____ Task inputs

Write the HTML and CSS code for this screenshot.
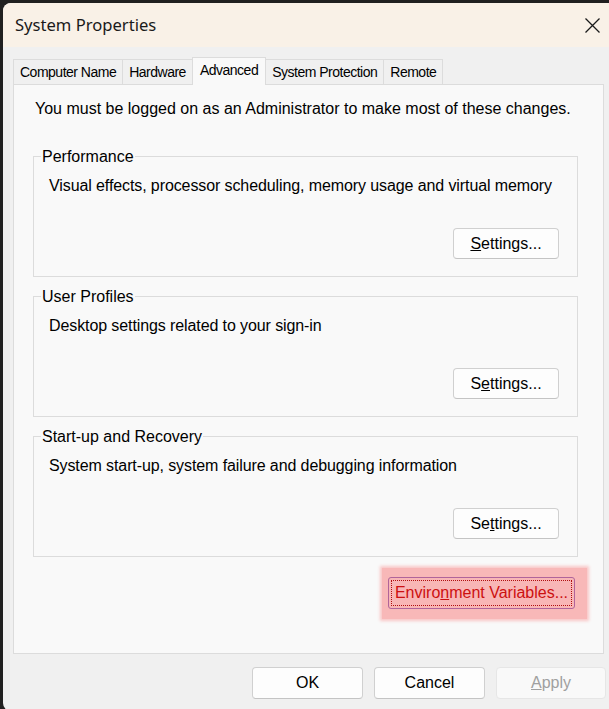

________
____ Task inputs

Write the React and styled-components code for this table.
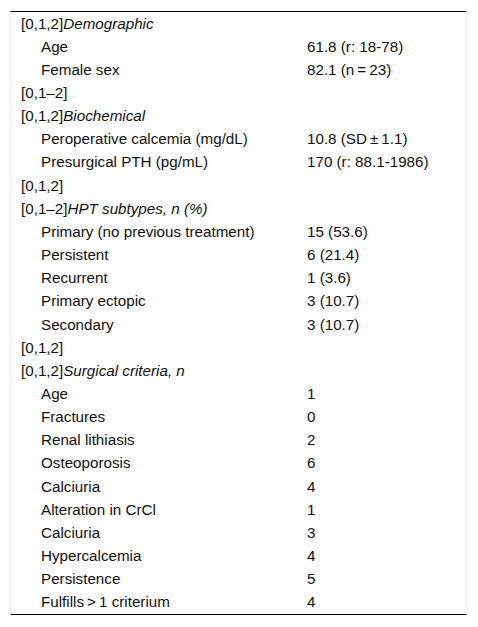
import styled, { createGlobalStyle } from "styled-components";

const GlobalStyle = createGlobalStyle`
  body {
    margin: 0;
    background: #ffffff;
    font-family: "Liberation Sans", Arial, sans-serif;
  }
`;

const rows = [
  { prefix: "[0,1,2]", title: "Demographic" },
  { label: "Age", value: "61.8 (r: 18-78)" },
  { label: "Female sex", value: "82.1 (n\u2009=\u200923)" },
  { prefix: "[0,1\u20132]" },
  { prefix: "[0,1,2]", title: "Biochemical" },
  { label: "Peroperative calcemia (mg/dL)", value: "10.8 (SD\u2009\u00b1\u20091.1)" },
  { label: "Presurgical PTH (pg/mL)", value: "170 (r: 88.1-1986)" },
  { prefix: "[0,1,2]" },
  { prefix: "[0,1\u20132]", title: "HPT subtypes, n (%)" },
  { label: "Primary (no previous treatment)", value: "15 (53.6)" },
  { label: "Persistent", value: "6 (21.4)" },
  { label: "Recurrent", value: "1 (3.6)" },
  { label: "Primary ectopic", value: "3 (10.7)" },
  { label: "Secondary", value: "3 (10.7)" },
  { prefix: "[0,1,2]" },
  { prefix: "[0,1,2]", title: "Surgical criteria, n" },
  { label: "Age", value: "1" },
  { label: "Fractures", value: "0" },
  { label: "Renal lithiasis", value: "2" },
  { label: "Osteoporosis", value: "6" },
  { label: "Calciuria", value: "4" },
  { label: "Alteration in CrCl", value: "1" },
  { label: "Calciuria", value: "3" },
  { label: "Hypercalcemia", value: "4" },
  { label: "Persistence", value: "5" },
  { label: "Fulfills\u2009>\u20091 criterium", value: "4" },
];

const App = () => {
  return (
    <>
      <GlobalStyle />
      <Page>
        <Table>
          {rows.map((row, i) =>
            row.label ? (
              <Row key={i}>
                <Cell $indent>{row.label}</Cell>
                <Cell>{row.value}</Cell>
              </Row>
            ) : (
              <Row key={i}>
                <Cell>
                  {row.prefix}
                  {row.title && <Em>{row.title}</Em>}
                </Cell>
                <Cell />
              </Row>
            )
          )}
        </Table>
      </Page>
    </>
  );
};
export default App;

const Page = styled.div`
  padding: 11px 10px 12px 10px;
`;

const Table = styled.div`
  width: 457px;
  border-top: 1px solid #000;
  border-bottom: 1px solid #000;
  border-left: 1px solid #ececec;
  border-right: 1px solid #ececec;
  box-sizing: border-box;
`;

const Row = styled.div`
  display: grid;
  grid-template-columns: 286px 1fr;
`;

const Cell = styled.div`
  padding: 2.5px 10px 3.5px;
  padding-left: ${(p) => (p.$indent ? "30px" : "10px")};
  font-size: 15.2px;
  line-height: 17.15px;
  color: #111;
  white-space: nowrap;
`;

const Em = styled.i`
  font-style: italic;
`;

________

Give every line of the material that includes the string "components".

* _Finished answer_
Write the React and styled-components code for this table.
import styled, { createGlobalStyle } from "styled-components";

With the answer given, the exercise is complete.